Ungeklärte Erbenstellung als Rechtfertigungsgrund für einen Erlass von Nachzahlungszinsen aus sachlichen Billigkeitsgründen?

Der Bundesfinanzhof hat klargestellt, dass der Umstand, dass der Kläger aufgrund der unklaren Erbrechtssituation nicht in der Lage war, die Besteuerungsgrundlagen vor der Feststellung annähernd zu ermitteln bzw. sachgerecht zu schätzen, keine sachliche Unbilligkeit begründet (Az. X R 12/21).

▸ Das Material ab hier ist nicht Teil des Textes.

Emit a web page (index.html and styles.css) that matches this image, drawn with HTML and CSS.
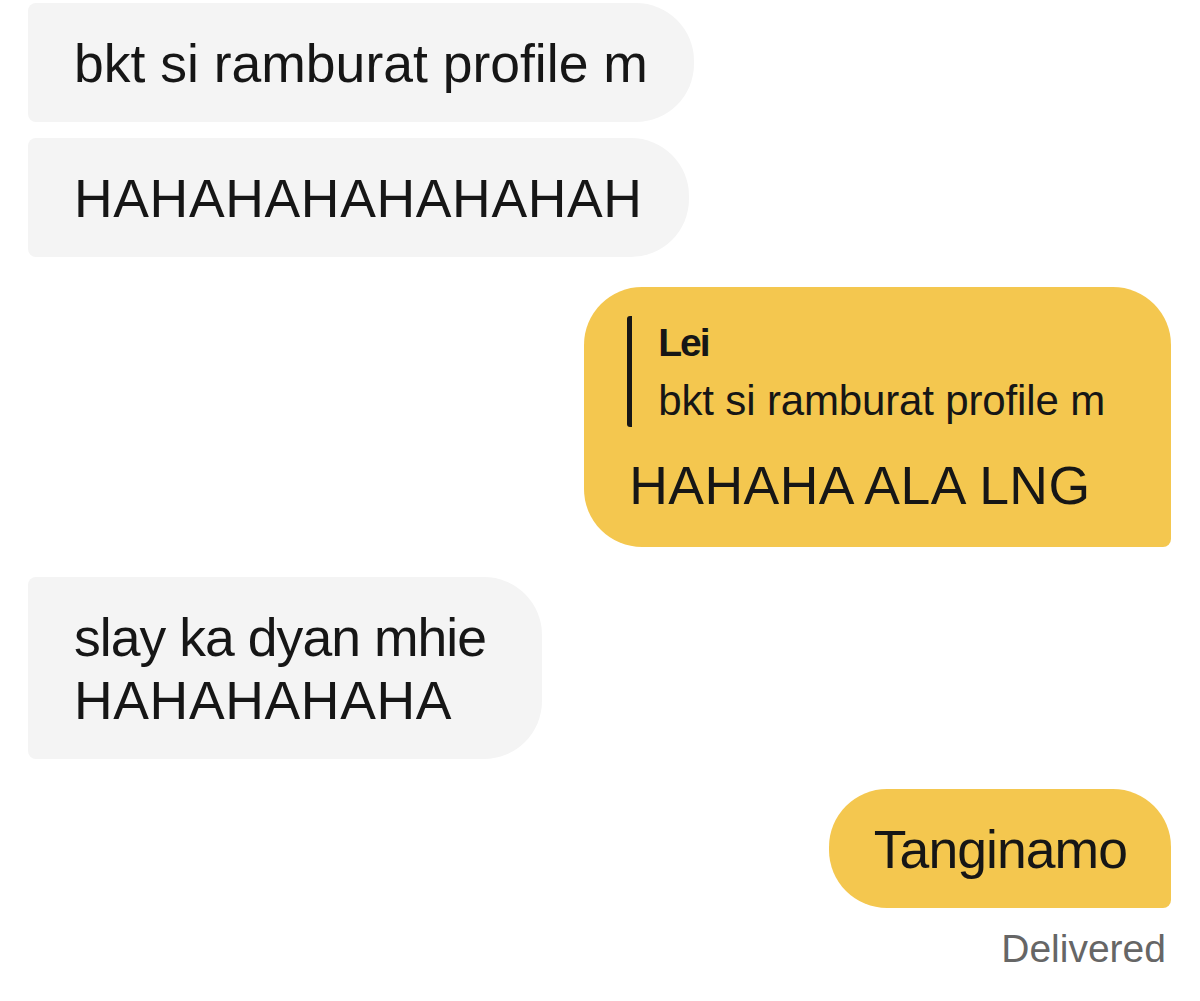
FILE: index.html
```html
<!DOCTYPE html>
<html>
<head>
<meta charset="utf-8">
<link rel="stylesheet" href="styles.css">
</head>
<body>
<div class="chat">
  <div class="msg in">bkt si ramburat profile m</div>
  <div class="msg in caps">HAHAHAHAHAHAHAH</div>
  <div class="msg out reply">
    <div class="quote">
      <div class="quote-name">Lei</div>
      <div class="quote-text">bkt si ramburat profile m</div>
    </div>
    <div class="reply-text">HAHAHA ALA LNG</div>
  </div>
  <div class="msg in multi"><span class="tight">slay ka dyan mhie</span><br><span class="caps">HAHAHAHAHA</span></div>
  <div class="msg out tight">Tanginamo</div>
  <div class="status">Delivered</div>
</div>
</body>
</html>
```
FILE: styles.css
```css
html, body {
  margin: 0;
  padding: 0;
  background: #ffffff;
}
body {
  width: 1200px;
  height: 1001px;
  overflow: hidden;
  font-family: "Liberation Sans", Arial, sans-serif;
  color: #161616;
}
.chat {
  display: flex;
  flex-direction: column;
  align-items: flex-start;
  padding: 3px 29px 0 28px;
}
.msg {
  font-size: 53.5px;
  line-height: 63px;
  padding: 29px 46px 27px 46px;
  white-space: nowrap;
}
.caps {
  letter-spacing: 0.65px;
}
.tight {
  letter-spacing: -0.95px;
}
.msg.in {
  background: #f4f4f4;
  border-radius: 8px 58px 58px 8px;
}
.msg.out {
  background: #f4c74f;
  border-radius: 58px 58px 8px 58px;
  align-self: flex-end;
  padding-left: 45px;
  padding-right: 44px;
}
.msg.in + .msg.in {
  margin-top: 16px;
}
.msg.in + .msg.out,
.msg.out + .msg.in {
  margin-top: 30px;
}
.msg.multi {
  margin-top: 30px;
  padding-right: 56px;
}
.msg.reply {
  padding: 29px 66px 30px 43px;
}
.quote {
  border-left: 5.5px solid #161616;
  border-radius: 3px;
  padding-left: 26px;
  padding-top: 2px;
}
.quote-name {
  font-size: 39px;
  font-weight: bold;
  line-height: 50px;
  letter-spacing: -2px;
}
.quote-text {
  font-size: 42px;
  line-height: 52px;
  margin-top: 7px;
  letter-spacing: -0.15px;
}
.reply-text {
  margin-top: 27px;
  padding-left: 2px;
  letter-spacing: 0.45px;
}
.status {
  align-self: flex-end;
  font-size: 39px;
  line-height: 48px;
  color: #666666;
  margin-top: 17px;
  margin-right: 5px;
}
```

Im Streitfall war der Kläger Erbe zu 1/2 nach dem am 06.10.2012 verstorbenen Erblasser, welcher verschiedene Testamente hinterließ. Nach dem Tod des Erblassers kam es zu Streitigkeiten um die Erbfolge und insbesondere um die Frage, ob der Erblasser bei Abfassung der jeweiligen letztwilligen Verfügungen testierfähig gewesen war. Im Jahr 2018 wurde schließlich ein Erbschein erteilt, der den Kläger – neben zwei weiteren Erben – als Erbe zu 1/2 auswies. Am 09.08.2019 ergingen für die Jahre 2012 bis 2017 sodann Feststellungsbescheide für die Erbengemeinschaft, in denen dem Kläger Einkünfte aus Gewerbebetrieb, aus Vermietung und Verpachtung sowie Kapitaleinkünfte zugerechnet wurden. Das beklagte Finanzamt erließ am 28.10.2019 geänderte Einkommensteuerbescheide, in denen u. a. Zinsen nach § 233a der Abgabenordnung festgesetzt wurden. Der Kläger begehrte den Erlass von Zinsen zur Einkommensteuer 2012 bis 2017 in Höhe von 33.752 Euro aus sachlichen Billigkeitsgründen. Er war der Ansicht, dass er keine Möglichkeit hatte, die Steuern früher auszugleichen. Bis in das Jahr 2019 sei nicht klar gewesen, wer an der Erbengemeinschaft beteiligt sei und wem welche Einkünfte zuzurechnen seien. Ihn treffe an der Verzögerung keine Schuld. Das Finanzamt lehnte einen Erlass ab. Die festgesetzten Zinsen seien eine Gegenleistung für eine mögliche Kapitalnutzung, zumal der Zinsvorteil des Steuerschuldners zugleich einen Zinsnachteil des Steuergläubigers nach sich ziehe. Die hiergegen gerichtete Klage hatte vor dem Finanzgericht Düsseldorf keinen Erfolg.

Der Bundesfinanzhof wies die Revision zurück. Auch ein Grundlagenbescheid, der viele Jahre nach Ende des Veranlagungszeitraums erlassen oder geändert wird, könne zu einer Zinspflicht unter Anwendung der Karenzzeit des § 233a Abs. 2 AO führen. Der Umstand, dass der Steuerpflichtige aufgrund der unklaren Erbrechtssituation nicht in der Lage war, die Besteuerungsgrundlagen früher zu ermitteln bzw. zu schätzen und eine Vorauszahlung auf die zu erwartenden Steuern zu leisten, um eine Zinsentstehung zu verhindern oder jedenfalls zu reduzieren, begründe nach Auffassung der Richter keine sachliche Unbilligkeit. Die Freistellung von der Zahlung der Steuer rechtfertige im Hinblick auf den hierdurch typisierend anzunehmenden Liquiditäts- und Zinsvorteil hinsichtlich der Steuerschuld die Festsetzung von Nachzahlungszinsen. Auf die fehlende Nutzungsmöglichkeit der Nachlassgegenstände durch den Steuerpflichtigen während des Erbscheinverfahrens komme es nicht an.

Ob die Erbscheinerteilung als rückwirkendes Ereignis zu werten ist, ließen die Richter des Bundesfinanzhofes im Erlassverfahren offen.